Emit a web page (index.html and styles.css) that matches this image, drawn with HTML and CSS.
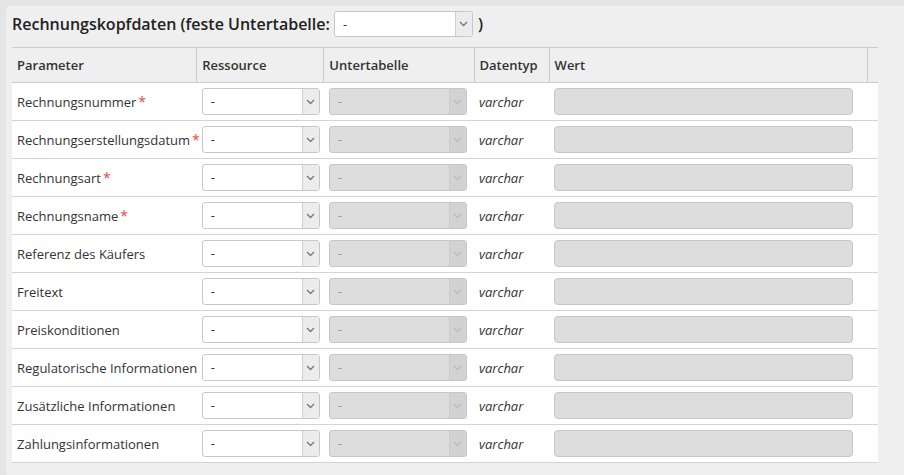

###

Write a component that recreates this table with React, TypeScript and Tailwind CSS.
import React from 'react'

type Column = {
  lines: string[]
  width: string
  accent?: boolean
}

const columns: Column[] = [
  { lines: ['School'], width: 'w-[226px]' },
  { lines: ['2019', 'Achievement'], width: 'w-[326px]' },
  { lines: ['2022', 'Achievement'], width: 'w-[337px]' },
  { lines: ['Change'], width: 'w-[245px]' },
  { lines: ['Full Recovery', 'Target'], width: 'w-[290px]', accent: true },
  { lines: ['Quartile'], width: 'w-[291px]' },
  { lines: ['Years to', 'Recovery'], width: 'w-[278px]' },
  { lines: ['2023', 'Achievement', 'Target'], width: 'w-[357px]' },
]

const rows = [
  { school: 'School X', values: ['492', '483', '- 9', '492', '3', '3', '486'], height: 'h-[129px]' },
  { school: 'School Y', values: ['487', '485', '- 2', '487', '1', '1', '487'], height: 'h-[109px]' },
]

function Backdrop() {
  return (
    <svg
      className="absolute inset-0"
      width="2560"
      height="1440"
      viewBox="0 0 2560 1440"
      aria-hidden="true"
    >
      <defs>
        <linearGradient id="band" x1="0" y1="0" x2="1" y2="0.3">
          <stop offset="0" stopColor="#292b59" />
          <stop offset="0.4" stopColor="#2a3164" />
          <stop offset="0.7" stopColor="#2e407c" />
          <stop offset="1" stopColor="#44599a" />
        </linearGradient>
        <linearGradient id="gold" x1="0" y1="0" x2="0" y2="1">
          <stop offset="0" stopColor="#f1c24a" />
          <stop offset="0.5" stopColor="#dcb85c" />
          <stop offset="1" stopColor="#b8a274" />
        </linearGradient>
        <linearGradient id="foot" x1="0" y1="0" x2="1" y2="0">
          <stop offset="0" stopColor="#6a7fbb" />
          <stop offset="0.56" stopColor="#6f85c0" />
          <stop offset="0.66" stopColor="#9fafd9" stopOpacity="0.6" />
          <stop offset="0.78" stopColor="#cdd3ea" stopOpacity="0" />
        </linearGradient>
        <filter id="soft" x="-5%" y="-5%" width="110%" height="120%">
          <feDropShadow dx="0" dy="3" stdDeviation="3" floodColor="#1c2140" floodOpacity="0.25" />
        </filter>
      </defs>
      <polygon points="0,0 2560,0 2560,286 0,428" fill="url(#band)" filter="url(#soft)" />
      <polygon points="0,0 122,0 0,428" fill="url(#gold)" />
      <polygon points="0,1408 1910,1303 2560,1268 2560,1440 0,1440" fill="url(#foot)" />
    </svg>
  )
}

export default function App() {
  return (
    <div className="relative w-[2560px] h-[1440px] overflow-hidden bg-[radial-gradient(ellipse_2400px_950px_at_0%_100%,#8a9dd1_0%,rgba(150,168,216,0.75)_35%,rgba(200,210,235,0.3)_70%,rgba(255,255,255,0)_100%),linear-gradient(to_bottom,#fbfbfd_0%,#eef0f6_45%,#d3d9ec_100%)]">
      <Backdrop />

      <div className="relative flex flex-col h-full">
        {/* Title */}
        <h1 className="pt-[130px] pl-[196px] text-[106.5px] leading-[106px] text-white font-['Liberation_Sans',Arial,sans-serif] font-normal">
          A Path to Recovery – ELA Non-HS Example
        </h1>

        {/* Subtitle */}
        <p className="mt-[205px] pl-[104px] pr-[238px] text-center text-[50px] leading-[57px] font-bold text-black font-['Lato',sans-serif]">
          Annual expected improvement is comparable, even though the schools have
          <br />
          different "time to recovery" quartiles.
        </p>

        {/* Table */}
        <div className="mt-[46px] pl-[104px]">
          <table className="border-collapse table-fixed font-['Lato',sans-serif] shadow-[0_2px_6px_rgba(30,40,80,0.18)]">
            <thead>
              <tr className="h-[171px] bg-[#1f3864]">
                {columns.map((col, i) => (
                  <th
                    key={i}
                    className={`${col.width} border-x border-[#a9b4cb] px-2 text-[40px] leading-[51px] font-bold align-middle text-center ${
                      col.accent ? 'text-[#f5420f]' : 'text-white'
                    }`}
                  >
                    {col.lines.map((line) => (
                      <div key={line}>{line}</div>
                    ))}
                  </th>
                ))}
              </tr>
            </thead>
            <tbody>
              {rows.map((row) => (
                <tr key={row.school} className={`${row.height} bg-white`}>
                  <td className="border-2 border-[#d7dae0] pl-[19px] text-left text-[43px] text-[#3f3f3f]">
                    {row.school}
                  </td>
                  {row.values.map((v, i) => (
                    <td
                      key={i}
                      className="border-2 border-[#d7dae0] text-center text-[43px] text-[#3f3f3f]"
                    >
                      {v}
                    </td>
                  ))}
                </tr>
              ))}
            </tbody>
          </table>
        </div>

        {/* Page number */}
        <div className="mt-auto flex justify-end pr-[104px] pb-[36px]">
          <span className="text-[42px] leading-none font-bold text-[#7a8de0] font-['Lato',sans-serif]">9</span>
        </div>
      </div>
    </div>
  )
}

###

Go through the listing above and pull out each line containing the word "React".

### RESULT FOR THIS TASK
Write a component that recreates this table with React, TypeScript and Tailwind CSS.
import React from 'react'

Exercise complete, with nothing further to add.